You know that sinking feeling when your hearing aid becomes useless the moment you step into a crowded restaurant. Background chatter drowns out your dinner companion’s voice, leaving you nodding along to conversations you can’t actually follow. Researchers from Heriot-Watt University, Edinburgh Napier University, and the University of Stirling just unveiled experimental AI-powered smart glasses that tackle this exact frustration—and they might finally give hearing aids the upgrade they desperately need.

Cloud-Powered Lip Reading Changes the Game

Swedish servers process visual and audio data to isolate target voices in real time.

These prototype glasses work like having a personal sound engineer in your pocket. The embedded camera captures lip movements while you look at someone speaking, then streams both audio and video to cloud servers in Sweden via 5G. AI algorithms analyze the synchronicity between lip movements and speech patterns, isolating that specific voice from the acoustic chaos around you. The cleaned-up audio streams back to your hearing aids almost instantly, according to the Heriot-Watt University research team.

Visual Focus Beats Traditional Noise Canceling

Multiple-speaker situations expose where current hearing technology falls short.

Unlike Apple’s FDA-approved AirPods Pro 2 or traditional noise-canceling tech, these glasses use your gaze as the selection tool. Look at your server while three other tables are ordering nearby, and the AI prioritizes their voice over the surrounding conversations. This visual targeting addresses the cocktail party problem that has stumped hearing aid manufacturers for decades—something even the most advanced algorithms struggle with when working from audio alone.

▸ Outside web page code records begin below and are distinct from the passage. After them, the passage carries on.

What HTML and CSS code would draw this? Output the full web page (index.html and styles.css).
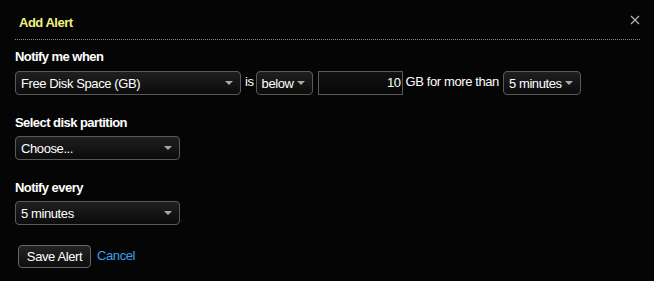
FILE: index.html
```html
<!DOCTYPE html>
<html>
<head>
<meta charset="utf-8">
<link rel="stylesheet" href="styles.css">
</head>
<body>
<div class="modal">
  <div class="header">
    <span class="title">Add Alert</span>
    <svg class="close" width="10" height="10" viewBox="0 0 10 10"><path d="M1 1L9 9M9 1L1 9" stroke="#b0b0b0" stroke-width="1.3"/></svg>
  </div>
  <div class="content">
    <div class="label first">Notify me when</div>
    <div class="row">
      <div class="select w-metric"><span>Free Disk Space (GB)</span><i class="arrow"></i></div>
      <span class="txt is">is</span>
      <div class="select w-op"><span>below</span><i class="arrow"></i></div>
      <div class="input">10</div>
      <span class="txt gb">GB for more than</span>
      <div class="select w-dur"><span>5 minutes</span><i class="arrow"></i></div>
    </div>
    <div class="label">Select disk partition</div>
    <div class="row">
      <div class="select w-wide"><span>Choose...</span><i class="arrow"></i></div>
    </div>
    <div class="label">Notify every</div>
    <div class="row">
      <div class="select w-wide"><span>5 minutes</span><i class="arrow"></i></div>
    </div>
    <div class="actions">
      <div class="btn">Save Alert</div>
      <a class="cancel">Cancel</a>
    </div>
  </div>
</div>
</body>
</html>
```
FILE: styles.css
```css
html, body {
  margin: 0;
  padding: 0;
  background: #050505;
  width: 654px;
  height: 281px;
  overflow: hidden;
}
.modal {
  font-family: "Liberation Sans", Arial, sans-serif;
  font-size: 13px;
  letter-spacing: -0.4px;
  color: #fff;
  white-space: nowrap;
}
.header {
  margin: 0 14px 0 15px;
  border-bottom: 1px dotted #8a8a8a;
  display: flex;
  align-items: flex-start;
  justify-content: space-between;
  box-sizing: border-box;
  height: 40px;
}
.title {
  color: #eef27c;
  font-weight: bold;
  letter-spacing: -0.5px;
  margin: 15px 0 0 4px;
  line-height: 16px;
}
.close {
  margin: 15px 0 0 0;
}
.content {
  padding: 0 15px;
}
.label {
  font-weight: bold;
  letter-spacing: -0.55px;
  line-height: 16px;
  margin-top: 20px;
  margin-bottom: 5px;
}
.label.first {
  margin-top: 9px;
  margin-bottom: 6px;
}
.row {
  display: flex;
  align-items: center;
  height: 24px;
}
.row > * {
  flex-shrink: 0;
}
.select {
  box-sizing: border-box;
  height: 24px;
  border: 1px solid #5a5a5a;
  border-radius: 4px;
  background: linear-gradient(#1f1f1f, #0b0b0b);
  display: flex;
  align-items: center;
  justify-content: space-between;
  padding: 0 7px 0 5px;
}
.arrow {
  width: 0;
  height: 0;
  border-left: 4px solid transparent;
  border-right: 4px solid transparent;
  border-top: 4px solid #a8a8a8;
}
.w-metric { width: 226px; }
.w-op { width: 57px; }
.w-dur { width: 78px; }
.w-wide { width: 165px; }
.txt {
  margin-top: -3px;
}
.is { padding: 0 2px 0 4px; }
.gb { padding: 0 4px 0 3px; }
.w-op + .input { margin-left: 5px; }
.input {
  box-sizing: border-box;
  width: 85px;
  height: 24px;
  border: 1px solid #5a5a5a;
  background: linear-gradient(#121212, #070707);
  text-align: right;
  line-height: 22px;
  padding-right: 1px;
}
.actions {
  display: flex;
  align-items: center;
  margin-top: 20px;
  padding-left: 3px;
}
.btn {
  box-sizing: border-box;
  height: 23px;
  width: 73px;
  border: 1px solid #666;
  border-radius: 4px;
  background: linear-gradient(#232323, #0d0d0d);
  text-align: center;
  line-height: 21px;
}
.cancel {
  color: #3aa0ee;
  margin-left: 6px;
  margin-top: -2px;
}
```
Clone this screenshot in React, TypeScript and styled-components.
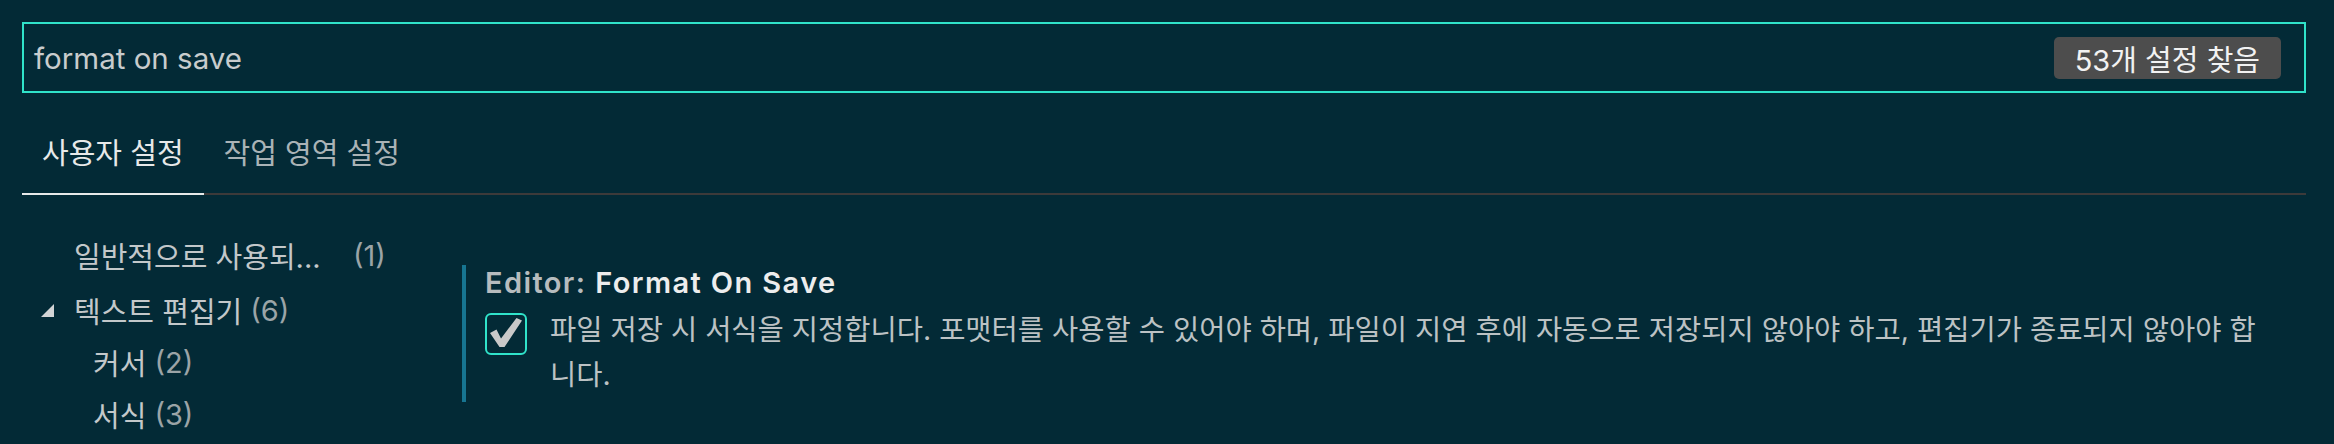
import React from "react";
import styled, { createGlobalStyle } from "styled-components";

const GlobalStyle = createGlobalStyle`
  html, body {
    margin: 0;
    padding: 0;
    background: #032a36;
  }
  body {
    font-family: "Inter", "Noto Sans CJK KR", sans-serif;
    -webkit-font-smoothing: antialiased;
  }
`;

const Page = styled.div`
  box-sizing: border-box;
  width: 2334px;
  height: 444px;
  padding: 22px 28px 0 22px;
  background: #032a36;
  overflow: hidden;
`;

const SearchBox = styled.div`
  box-sizing: border-box;
  height: 71px;
  border: 2px solid #30e3ca;
  display: flex;
  align-items: center;
  padding: 0 23px 0 10px;
`;

const SearchText = styled.div`
  flex: 1;
  font-size: 29.5px;
  color: #c8cccd;
`;

const CountBadge = styled.div`
  height: 42px;
  padding: 0 21px;
  display: flex;
  align-items: center;
  background: #4d4d4d;
  border-radius: 5px;
  color: #f2f2f2;
  font-size: 29px;
`;

const TabBar = styled.div`
  display: flex;
  margin-top: 41px;
  border-bottom: 2px solid #3d3a3a;
`;

const Tab = styled.div<{ $active?: boolean }>`
  padding: 0 20px 19px;
  line-height: 40px;
  font-size: 29px;
  margin-bottom: -2px;
  color: ${(p) => (p.$active ? "#e7e9e9" : "#aab3b6")};
  border-bottom: 2px solid ${(p) => (p.$active ? "#e7e9e9" : "transparent")};
`;

const Body = styled.div`
  display: flex;
`;

const Tree = styled.div`
  width: 440px;
  flex-shrink: 0;
  padding-top: 34px;
`;

const TreeRow = styled.div<{ $level: number; $gapAfter?: number }>`
  display: flex;
  align-items: center;
  height: 52px;
  padding-left: ${(p) => 19 + p.$level * 19}px;
  margin-bottom: ${(p) => p.$gapAfter ?? 0}px;
  font-size: 29px;
  color: #c3c8ca;
  white-space: nowrap;
`;

const Twistie = styled.span`
  width: 33px;
  flex-shrink: 0;
  display: flex;
  align-items: center;
`;

const Label = styled.span<{ $width?: number }>`
  display: inline-block;
  white-space: nowrap;
  ${(p) => (p.$width ? `width: ${p.$width}px;` : "")}
`;

const Count = styled.span`
  color: #9ba4a7;
  margin-left: 8px;
`;

const Settings = styled.div`
  flex: 1;
  padding-top: 70px;
`;

const SettingItem = styled.div`
  border-left: 4px solid #177591;
  padding: 0 0 5px 19px;
`;

const Title = styled.div`
  font-size: 29px;
  font-weight: 600;
  letter-spacing: 1.4px;
  line-height: 36px;
  color: #ededed;
`;

const Category = styled.span`
  color: #b7bcbe;
`;

const ValueRow = styled.div`
  display: flex;
  align-items: flex-start;
  margin-top: 10px;
`;

const CheckBox = styled.div`
  box-sizing: border-box;
  width: 42px;
  height: 42px;
  flex-shrink: 0;
  border: 2px solid #30e3ca;
  border-radius: 6px;
  display: flex;
  align-items: center;
  justify-content: center;
  margin-top: 2px;
`;

const Description = styled.div`
  margin-left: 23px;
  font-size: 28.5px;
  line-height: 45px;
  color: #bcc2c4;
  margin-top: -4px;
  padding-right: 26px;
`;

const CheckMark = () => (
  <svg width="38" height="38" viewBox="0 0 38 38">
    <path d="M3 18 L9.5 14.5 L14 23.5 L29.5 3 L35 5.5 L17.5 32 L12.5 32 Z" fill="#c9c9c9" />
  </svg>
);

const TwistieIcon = () => (
  <svg width="13" height="13" viewBox="0 0 13 13">
    <polygon points="13,0 13,13 0,13" fill="#d2d4d5" />
  </svg>
);

export default function App() {
  return (
    <>
      <GlobalStyle />
      <Page>
        <SearchBox>
          <SearchText>format on save</SearchText>
          <CountBadge>53개 설정 찾음</CountBadge>
        </SearchBox>
        <TabBar>
          <Tab $active>사용자 설정</Tab>
          <Tab>작업 영역 설정</Tab>
        </TabBar>
        <Body>
          <Tree>
            <TreeRow $level={0} $gapAfter={3}>
              <Twistie />
              <Label $width={271}>일반적으로 사용되...</Label>
              <Count>(1)</Count>
            </TreeRow>
            <TreeRow $level={0}>
              <Twistie>
                <TwistieIcon />
              </Twistie>
              <Label>텍스트 편집기</Label>
              <Count>(6)</Count>
            </TreeRow>
            <TreeRow $level={1}>
              <Twistie />
              <Label>커서</Label>
              <Count>(2)</Count>
            </TreeRow>
            <TreeRow $level={1}>
              <Twistie />
              <Label>서식</Label>
              <Count>(3)</Count>
            </TreeRow>
          </Tree>
          <Settings>
            <SettingItem>
              <Title>
                <Category>Editor: </Category>Format On Save
              </Title>
              <ValueRow>
                <CheckBox>
                  <CheckMark />
                </CheckBox>
                <Description>
                  파일 저장 시 서식을 지정합니다. 포맷터를 사용할 수 있어야 하며, 파일이 지연 후에 자동으로 저장되지 않아야 하고, 편집기가 종료되지 않아야 합니다.
                </Description>
              </ValueRow>
            </SettingItem>
          </Settings>
        </Body>
      </Page>
    </>
  );
}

Commercial Reality Check Arrives in 2026

University researchers plan partnerships with established hearing aid manufacturers.

The team aims for market launch by 2026, working with existing hearing aid companies rather than going direct-to-consumer. Their goal extends beyond just people with hearing loss—anyone dealing with loud work environments or bustling public spaces could benefit. The researchers also want to make AI-enhanced hearing support more affordable than current prescription hearing aids, potentially democratizing technology that traditionally costs thousands of dollars.

Internet Dependency Creates Practical Hurdles

Always-on connectivity requirements and privacy concerns complicate adoption.

Reality intrudes with some significant caveats. These glasses need constant high-speed internet to function—the AI processing demands are too intense for local hardware. You’re also streaming live audio and video of every conversation to servers in another country, raising obvious privacy questions that the research team hasn’t publicly addressed yet. Plus, pricing remains unknown, leaving questions about insurance coverage and actual accessibility for those who need it most.